Here’s what imprinted itself indelicately in her consciousness:  “Bid and win Penny Auctions on beezid.com  Save up to 99% on brand new products like laptops, HD TVs, iPads and video game consoles. #1 penny auction site online”. Seems almost too good to be true, doesn’t it? She could sit there in her own tatty pilled bathrobe and spend happy hours bidding pennies on premium electronic goods and gift cards to surprise the kids with.

How could she shake the image of herself dressed as Mrs. Claus and heroically dispensing exactly what her grandchildren wanted for Christmas – without spending the fortune such items actually cost? How could she know that hundreds and hundreds of dollars later she’d have nothing to show but chagrin? That all those perfectly wrapped boxes under her imaginary tree could be empty? Who would do such a thing? How could the site that bills itself as the “# 1 penny auction site online” – and advertises on television, yet – not deliver incredible value? How could she not trust that the interweb is regularly policed to ensure its community doesn’t include swindlers, con artists, chiselers, scammers, and other unsavory denizens the very same way other media police themselves?

I sat down with her to answer these and any other questions she might actually ask aloud – at least until the football pre-game show started. Meanwhile, I had her enter “Cameron Diaz” into Google. This, at present, is THE WORST SEARCH TERM IN THE WORLD according to intel from McAfee (now part of Intel) and will guarantee that any link you follow from among those on the first page of results will quickly load your computer with scams, spam, trojans, keyloggers, popups, pinups, etc. All of which is served up by Google, whose motto: “don’t be evil” may not always be followed by those who pay to have their content promoted by it. “The first rule of the interweb,” I tell grandma, “is not to trust anyone.”

She watched as I followed all the links from the first results page. She was surprised at what a nice person this Cameron seemed to be and inquired about her marital status. It was becoming cozy and fun and a good learning experience for us both. But it was time to teach her the more important lesson, so I pulled the plug and battery and poured Krazy Glue onto the keyboard and into the ports and the CD slot and closed the lid and threw the whole mess into the kitchen trashcan.

“What are you doing?! Are you nuts?”

“I’m protecting you… thanks to Cameron Diaz,  your computer was at least 10% more likely to aid and abet criminals in stealing your identity, draining your bank accounts, spamming your email, or annoying you with endless popups or reduced performance. Now you are safe.”

“But I liked my computer!”

“You’re better off without, I think. Blame Beezid. If you can’t tell the difference between shopping and gambling, I have to take appropriate measures.”

“How could I have known? You haven’t always been Mr. Interweb, right?
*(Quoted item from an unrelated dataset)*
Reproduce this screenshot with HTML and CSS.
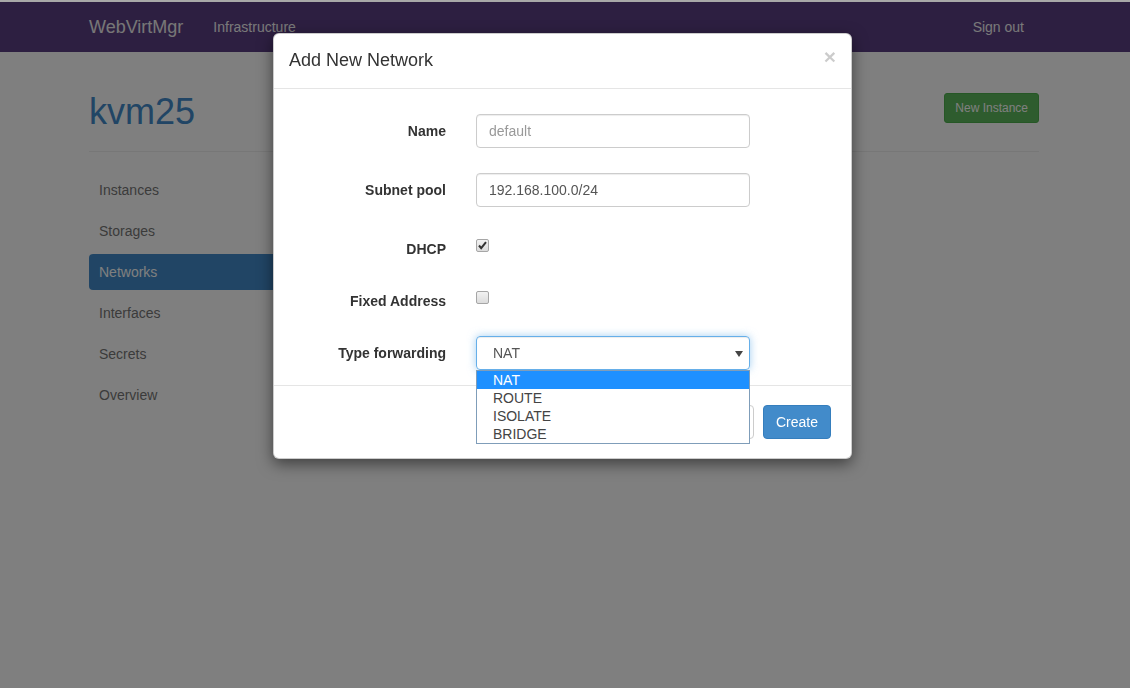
FILE: index.html
```html
<!DOCTYPE html>
<html>
<head>
<meta charset="utf-8">
<title>WebVirtMgr</title>
<link rel="stylesheet" href="styles.css">
</head>
<body>
<div class="topline"></div>
<nav class="navbar">
  <div class="container nav-inner">
    <a class="brand">WebVirtMgr</a>
    <a class="nav-link">Infrastructure</a>
    <span class="spacer"></span>
    <a class="nav-link">Sign out</a>
  </div>
</nav>
<div class="container">
  <div class="page-header">
    <h1>kvm25</h1>
    <a class="btn btn-success btn-sm">New Instance</a>
  </div>
  <div class="layout">
    <ul class="pills">
      <li><a>Instances</a></li>
      <li><a>Storages</a></li>
      <li class="active"><a>Networks</a></li>
      <li><a>Interfaces</a></li>
      <li><a>Secrets</a></li>
      <li><a>Overview</a></li>
    </ul>
    <div class="main"></div>
  </div>
</div>

<div class="backdrop"></div>

<div class="modal">
  <div class="modal-header">
    <span class="close">&times;</span>
    <h4 class="modal-title">Add New Network</h4>
  </div>
  <div class="modal-body">
    <div class="form-row">
      <label class="control-label">Name</label>
      <div class="control"><input class="form-control" type="text" placeholder="default"></div>
    </div>
    <div class="form-row">
      <label class="control-label">Subnet pool</label>
      <div class="control"><input class="form-control" type="text" value="192.168.100.0/24"></div>
    </div>
    <div class="form-row check-row">
      <label class="control-label">DHCP</label>
      <div class="control"><span class="checkbox checked"><svg viewBox="0 0 13 13" width="13" height="13"><path d="M3 6.5 L5.2 9.2 L10 3.2" fill="none" stroke="#333" stroke-width="2"/></svg></span></div>
    </div>
    <div class="form-row check-row">
      <label class="control-label">Fixed Address</label>
      <div class="control"><span class="checkbox"></span></div>
    </div>
    <div class="form-row">
      <label class="control-label">Type forwarding</label>
      <div class="control">
        <div class="select">
          <span>NAT</span>
          <svg class="caret" viewBox="0 0 8 6" width="8" height="6"><path d="M0 0 L8 0 L4 6 Z" fill="#444"/></svg>
        </div>
        <ul class="dropdown">
          <li class="hl">NAT</li>
          <li>ROUTE</li>
          <li>ISOLATE</li>
          <li>BRIDGE</li>
        </ul>
      </div>
    </div>
  </div>
  <div class="modal-footer">
    <a class="btn btn-default">Close</a>
    <a class="btn btn-primary">Create</a>
  </div>
</div>
</body>
</html>
```
FILE: styles.css
```css
* { box-sizing: border-box; }
html, body { height: 100%; }
body {
  margin: 0;
  font-family: "Liberation Sans", Arial, Helvetica, sans-serif;
  font-size: 14px;
  line-height: 20px;
  color: #333;
  background: #fff;
}
a { cursor: pointer; text-decoration: none; }
ul { list-style: none; margin: 0; padding: 0; }

.topline { height: 2px; background: #a8a8a8; }

.container {
  width: 950px;
  margin-left: calc(50% - 476px);
}

.navbar { height: 50px; background: #5a3e82; }
.nav-inner { display: flex; align-items: center; height: 50px; }
.brand {
  font-size: 18px;
  line-height: 20px;
  padding: 15px 15px 15px 0;
  color: #eeeeee;
}
.nav-link {
  padding: 15px;
  line-height: 20px;
  color: #f2f2f2;
}
.spacer { flex: 1; }

.page-header {
  display: flex;
  justify-content: space-between;
  align-items: flex-start;
  margin: 40px 0 20px;
  padding-bottom: 19px;
  border-bottom: 1px solid #eee;
}
.page-header h1 {
  margin: 0;
  font-size: 36px;
  line-height: 40px;
  font-weight: normal;
  color: #428bca;
}
.btn {
  display: inline-block;
  border: 1px solid transparent;
  border-radius: 4px;
  padding: 6px 12px;
  font-size: 14px;
  line-height: 20px;
  white-space: nowrap;
}
.btn-sm {
  padding: 5px 10px;
  font-size: 12px;
  line-height: 18px;
  border-radius: 3px;
  margin-top: 1px;
}
.btn-success { background: #5cb85c; border-color: #4cae4c; color: #fff; }
.btn-default { background: #fff; border-color: #ccc; color: #333; }
.btn-primary { background: #428bca; border-color: #357ebd; color: #fff; }

.layout { display: flex; gap: 30px; }
.pills { width: 215px; display: flex; flex-direction: column; gap: 5px; }
.pills a {
  display: block;
  padding: 8px 10px;
  line-height: 20px;
  color: #777;
  border-radius: 4px;
}
.pills .active a { background: #428bca; color: #fff; }
.main { flex: 1; }

.backdrop {
  position: fixed;
  top: 2px; left: 0; right: 0; bottom: 0;
  background: rgba(0, 0, 0, 0.5);
}

.modal {
  position: absolute;
  top: 33px;
  left: calc(50% - 292px);
  width: 579px;
  background: #fff;
  border: 1px solid rgba(0, 0, 0, 0.2);
  border-radius: 6px;
  box-shadow: 0 5px 15px rgba(0, 0, 0, 0.5);
}
.modal-header {
  padding: 14px 15px 15px;
  border-bottom: 1px solid #e5e5e5;
}
.modal-title {
  margin: 0;
  font-size: 18px;
  line-height: 25px;
  font-weight: normal;
  color: #333;
}
.close {
  float: right;
  font-size: 21px;
  font-weight: bold;
  line-height: 21px;
  margin-top: -2px;
  color: #000;
  opacity: 0.2;
}

.modal-body {
  padding: 25px 20px 15px;
  display: flex;
  flex-direction: column;
  gap: 25px;
}
.form-row { display: flex; align-items: flex-start; gap: 30px; }
.control-label {
  width: 152px;
  text-align: right;
  font-weight: bold;
  padding-top: 7px;
  line-height: 20px;
  color: #333;
}
.control { width: 274px; position: relative; }
.form-control {
  display: block;
  width: 100%;
  height: 34px;
  padding: 6px 12px;
  font-family: inherit;
  font-size: 14px;
  line-height: 20px;
  color: #555;
  background: #fff;
  border: 1px solid #ccc;
  border-radius: 4px;
  box-shadow: inset 0 1px 1px rgba(0, 0, 0, 0.075);
  outline: none;
}
.form-control::placeholder { color: #999; }

.check-row { height: 27px; }
.checkbox {
  display: block;
  width: 13px;
  height: 13px;
  margin-top: 7px;
  border: 1px solid #a6a6a6;
  border-radius: 2px;
  background: linear-gradient(#f2f2f2, #dcdcdc);
  position: relative;
}
.checkbox svg { position: absolute; left: -1px; top: -1px; }

.select {
  height: 34px;
  display: flex;
  align-items: center;
  justify-content: space-between;
  padding: 0 6px 0 16px;
  border: 1px solid #66afe9;
  border-radius: 4px;
  color: #555;
  box-shadow: inset 0 1px 1px rgba(0, 0, 0, 0.075), 0 0 8px rgba(102, 175, 233, 0.6);
}
.caret { margin-top: 1px; }
.dropdown {
  position: absolute;
  top: 34px;
  left: 0;
  width: 274px;
  background: #fff;
  border: 1px solid #7f9db9;
  z-index: 5;
}
.dropdown li {
  padding-left: 16px;
  line-height: 18px;
  height: 18px;
  color: #444;
}
.dropdown li.hl { background: #1e90ff; color: #fff; }

.modal-footer {
  padding: 19px 20px 19px;
  border-top: 1px solid #e5e5e5;
  display: flex;
  justify-content: flex-end;
  gap: 9px;
}
```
Who can I talk to about which sites I can trust?”

I thought about that for a minute, and came up with the conclusion that we’d have to start by trusting other people we know (and by extension, those they trusted). The very concept of a Web Of Trust seems to me almost laughable… but again, TV has made me snarky.  But the Web hasn’t made the condition much better in the past decades. The very existence (and lack of regulation) of sites like Beezid that will appeal to peoples’ baser instincts (shopping + gambling = shambling?) demands investigation. Or at least impotent outrage. Or, at the very least, a blog post. Piffle.

But it’s a crackpipe for Grandma. She buys $40 worth of bids and wastes them and three hours trying to win a $100 gift card from Target. Target gets advertising, she bids down to $0, Beezid keeps the money from her and the maybe 700 other people bidding to win the same card valued at $100 (all hoping to get it for $28). She thinks she can ‘play smarter’ over the course of the next several days and winds up with the requisite expensive education all gamblers – and some shoppers – earn. Thanks to Beezid, there’s no Xmas at Grandma’s this year.
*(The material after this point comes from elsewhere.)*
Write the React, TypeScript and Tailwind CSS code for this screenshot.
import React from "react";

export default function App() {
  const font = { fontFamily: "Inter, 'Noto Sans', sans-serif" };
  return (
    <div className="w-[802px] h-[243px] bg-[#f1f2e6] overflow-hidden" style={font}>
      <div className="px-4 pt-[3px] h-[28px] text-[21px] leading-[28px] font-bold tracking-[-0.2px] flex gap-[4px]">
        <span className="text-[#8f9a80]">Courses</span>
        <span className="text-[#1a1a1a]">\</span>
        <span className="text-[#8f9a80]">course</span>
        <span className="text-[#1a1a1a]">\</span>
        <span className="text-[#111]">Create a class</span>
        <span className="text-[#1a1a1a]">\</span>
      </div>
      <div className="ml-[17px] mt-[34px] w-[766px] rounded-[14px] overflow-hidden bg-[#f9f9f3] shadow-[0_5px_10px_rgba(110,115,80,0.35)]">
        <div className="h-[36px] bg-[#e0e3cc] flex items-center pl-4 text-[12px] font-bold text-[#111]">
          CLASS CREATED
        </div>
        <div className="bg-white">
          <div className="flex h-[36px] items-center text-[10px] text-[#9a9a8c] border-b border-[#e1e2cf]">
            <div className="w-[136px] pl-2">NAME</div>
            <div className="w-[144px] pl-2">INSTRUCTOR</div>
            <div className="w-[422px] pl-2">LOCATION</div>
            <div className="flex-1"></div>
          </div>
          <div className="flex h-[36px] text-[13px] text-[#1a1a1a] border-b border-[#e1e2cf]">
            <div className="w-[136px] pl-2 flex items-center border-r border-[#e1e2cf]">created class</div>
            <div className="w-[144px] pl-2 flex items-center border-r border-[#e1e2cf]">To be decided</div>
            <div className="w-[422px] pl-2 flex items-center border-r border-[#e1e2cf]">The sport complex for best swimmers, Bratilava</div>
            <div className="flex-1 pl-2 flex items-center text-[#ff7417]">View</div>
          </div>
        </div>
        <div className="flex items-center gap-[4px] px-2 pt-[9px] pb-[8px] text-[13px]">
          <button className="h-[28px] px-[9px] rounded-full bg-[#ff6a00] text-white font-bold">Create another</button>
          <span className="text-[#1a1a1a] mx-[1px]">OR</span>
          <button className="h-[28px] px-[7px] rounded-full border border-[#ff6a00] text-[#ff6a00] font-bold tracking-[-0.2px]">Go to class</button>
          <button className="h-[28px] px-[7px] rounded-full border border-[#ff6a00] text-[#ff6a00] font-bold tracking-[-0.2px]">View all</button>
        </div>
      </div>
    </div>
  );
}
It isn’t Beezid’s fault it saw a market niche and plugged it. By all evidence, it does actually deliver some products to lucky winning bidders despite losses suffered by others. It could certainly use some transparency and oversight and auditing, maybe…  but there’s nothing wrong with its business model. What’s wrong is that we don’t have a trust and reputation monitoring service tied to Google or Yahoo! or AOL or whatever  that guides vulnerables among us like my mom (and even sometimes me) to less confusing and potentially expensive places.

Enter the plucky Finns! This would be a good line even if I weren’t writing it myself.  “Enter the plucky Finns!”
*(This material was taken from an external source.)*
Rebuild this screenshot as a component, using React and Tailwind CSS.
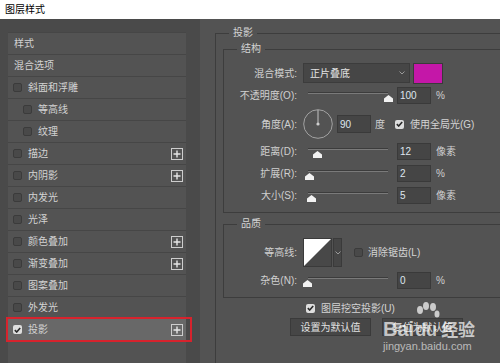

They’ve put together “community powered tools that boost trust on the Web.” The primary focus is on safe surfing with a browser tool that shows which sites have been reviewed by others as trustworthy. There is, of course, a registry for businesses seeking certification from Web Of Trust: “Your site is eligible for a WOT Trust Seal if it has an excellent or good reputation in trustworthiness, vendor reliability and privacy.” But all in all I like the interface and approach. Too bad they couldn’t get rights for WOOT (Web Of Online Trust) and added an exclamation. WOOT!  Unfortunately, woot.com is already taken. Oddly, by a business that describes itself as an online store that auctions stuff cheap.

Here’s the Beezid reputation rating on WOT:

Web Of TrustWeb Of Trust

What about you – whether thinking as a business or as an individual? Do you think we’re at a point where trust and reputation scoring becomes inevitable? How do you imagine it becoming more important? Does the Web require more regulation or do we need to serve as better guides than ad-based search tools might? Are reputation and trust as much an issue in your business dealings online as they are in mine?